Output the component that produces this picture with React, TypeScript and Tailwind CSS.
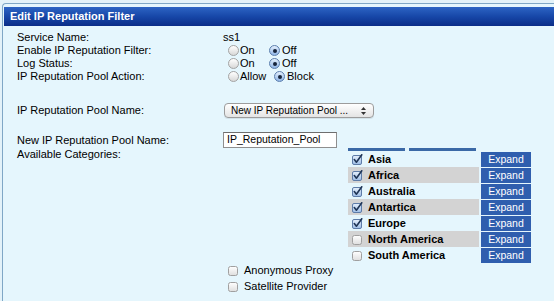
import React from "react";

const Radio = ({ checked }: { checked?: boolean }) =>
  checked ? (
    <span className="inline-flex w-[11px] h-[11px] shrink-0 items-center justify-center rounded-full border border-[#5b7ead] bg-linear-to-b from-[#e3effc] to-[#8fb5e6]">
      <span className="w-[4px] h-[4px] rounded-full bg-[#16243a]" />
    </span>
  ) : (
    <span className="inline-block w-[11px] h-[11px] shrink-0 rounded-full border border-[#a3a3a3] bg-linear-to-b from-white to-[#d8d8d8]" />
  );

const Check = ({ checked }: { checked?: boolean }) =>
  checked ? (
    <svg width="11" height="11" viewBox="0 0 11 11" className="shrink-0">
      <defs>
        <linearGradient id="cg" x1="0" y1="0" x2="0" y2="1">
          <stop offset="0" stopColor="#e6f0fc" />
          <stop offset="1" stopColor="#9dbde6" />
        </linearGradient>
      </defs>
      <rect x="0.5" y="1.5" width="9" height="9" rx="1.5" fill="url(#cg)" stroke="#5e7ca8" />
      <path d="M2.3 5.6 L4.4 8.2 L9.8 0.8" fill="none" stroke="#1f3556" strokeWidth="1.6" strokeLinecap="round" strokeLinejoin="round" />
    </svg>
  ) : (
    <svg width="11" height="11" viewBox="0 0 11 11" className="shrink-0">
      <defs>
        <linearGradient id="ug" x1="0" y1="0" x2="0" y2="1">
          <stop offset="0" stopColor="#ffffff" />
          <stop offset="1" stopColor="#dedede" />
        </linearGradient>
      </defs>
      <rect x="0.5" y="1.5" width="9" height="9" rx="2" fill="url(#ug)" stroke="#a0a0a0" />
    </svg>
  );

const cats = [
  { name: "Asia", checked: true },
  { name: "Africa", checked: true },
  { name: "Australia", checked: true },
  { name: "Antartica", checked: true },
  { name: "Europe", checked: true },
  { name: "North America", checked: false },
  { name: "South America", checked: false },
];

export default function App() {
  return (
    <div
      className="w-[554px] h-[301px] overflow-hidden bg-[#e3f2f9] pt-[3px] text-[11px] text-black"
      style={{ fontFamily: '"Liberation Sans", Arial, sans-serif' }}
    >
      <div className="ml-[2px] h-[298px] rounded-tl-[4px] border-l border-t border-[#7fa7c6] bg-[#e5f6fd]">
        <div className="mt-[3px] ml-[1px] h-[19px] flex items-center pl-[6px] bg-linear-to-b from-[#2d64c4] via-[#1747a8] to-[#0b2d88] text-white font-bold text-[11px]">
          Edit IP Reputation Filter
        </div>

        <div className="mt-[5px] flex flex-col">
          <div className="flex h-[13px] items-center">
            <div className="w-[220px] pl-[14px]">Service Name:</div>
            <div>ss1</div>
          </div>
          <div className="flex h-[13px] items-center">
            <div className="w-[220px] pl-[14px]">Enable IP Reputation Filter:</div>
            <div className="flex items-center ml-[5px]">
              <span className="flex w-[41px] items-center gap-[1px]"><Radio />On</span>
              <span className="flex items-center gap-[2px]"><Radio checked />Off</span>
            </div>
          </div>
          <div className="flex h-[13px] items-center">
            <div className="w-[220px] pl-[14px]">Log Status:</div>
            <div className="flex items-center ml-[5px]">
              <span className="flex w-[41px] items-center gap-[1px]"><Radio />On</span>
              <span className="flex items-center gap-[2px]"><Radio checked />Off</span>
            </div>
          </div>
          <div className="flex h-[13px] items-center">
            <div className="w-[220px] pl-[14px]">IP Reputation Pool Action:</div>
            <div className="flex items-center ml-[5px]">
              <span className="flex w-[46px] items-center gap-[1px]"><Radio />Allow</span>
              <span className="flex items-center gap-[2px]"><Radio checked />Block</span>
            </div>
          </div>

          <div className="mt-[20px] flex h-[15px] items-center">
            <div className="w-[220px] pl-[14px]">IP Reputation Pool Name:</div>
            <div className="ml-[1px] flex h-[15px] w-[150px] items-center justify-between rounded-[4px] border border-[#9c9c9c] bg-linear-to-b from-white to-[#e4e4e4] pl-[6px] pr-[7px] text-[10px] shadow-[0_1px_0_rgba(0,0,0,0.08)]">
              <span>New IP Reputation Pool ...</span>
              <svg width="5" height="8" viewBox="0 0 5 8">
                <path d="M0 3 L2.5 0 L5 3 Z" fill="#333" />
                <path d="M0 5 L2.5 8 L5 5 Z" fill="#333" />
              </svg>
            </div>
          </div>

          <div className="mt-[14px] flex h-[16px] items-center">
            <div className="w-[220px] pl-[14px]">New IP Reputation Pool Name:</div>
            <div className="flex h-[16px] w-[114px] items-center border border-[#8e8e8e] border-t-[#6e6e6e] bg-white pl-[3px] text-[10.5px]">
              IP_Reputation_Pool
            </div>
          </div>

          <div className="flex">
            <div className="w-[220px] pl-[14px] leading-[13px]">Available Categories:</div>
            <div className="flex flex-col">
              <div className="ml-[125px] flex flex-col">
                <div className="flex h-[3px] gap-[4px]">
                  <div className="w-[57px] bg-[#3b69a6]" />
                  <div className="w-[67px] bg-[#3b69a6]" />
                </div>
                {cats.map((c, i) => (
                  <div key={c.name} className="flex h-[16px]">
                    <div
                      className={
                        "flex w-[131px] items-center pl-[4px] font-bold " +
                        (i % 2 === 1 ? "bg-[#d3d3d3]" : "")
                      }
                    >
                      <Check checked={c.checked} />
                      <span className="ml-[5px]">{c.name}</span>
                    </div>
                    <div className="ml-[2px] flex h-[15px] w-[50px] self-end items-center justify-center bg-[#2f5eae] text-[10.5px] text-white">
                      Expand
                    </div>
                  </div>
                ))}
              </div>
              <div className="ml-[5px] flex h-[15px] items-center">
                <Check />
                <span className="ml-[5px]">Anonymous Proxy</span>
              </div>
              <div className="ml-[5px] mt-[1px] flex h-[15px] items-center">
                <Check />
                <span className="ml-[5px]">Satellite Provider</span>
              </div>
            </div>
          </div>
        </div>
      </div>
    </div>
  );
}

**What you should do:**
Reproduce the data above word for word from its first line through the line that holds "import React from", both ends included; skip pictures.

**Response to this task:**
Output the component that produces this picture with React, TypeScript and Tailwind CSS.
import React from "react";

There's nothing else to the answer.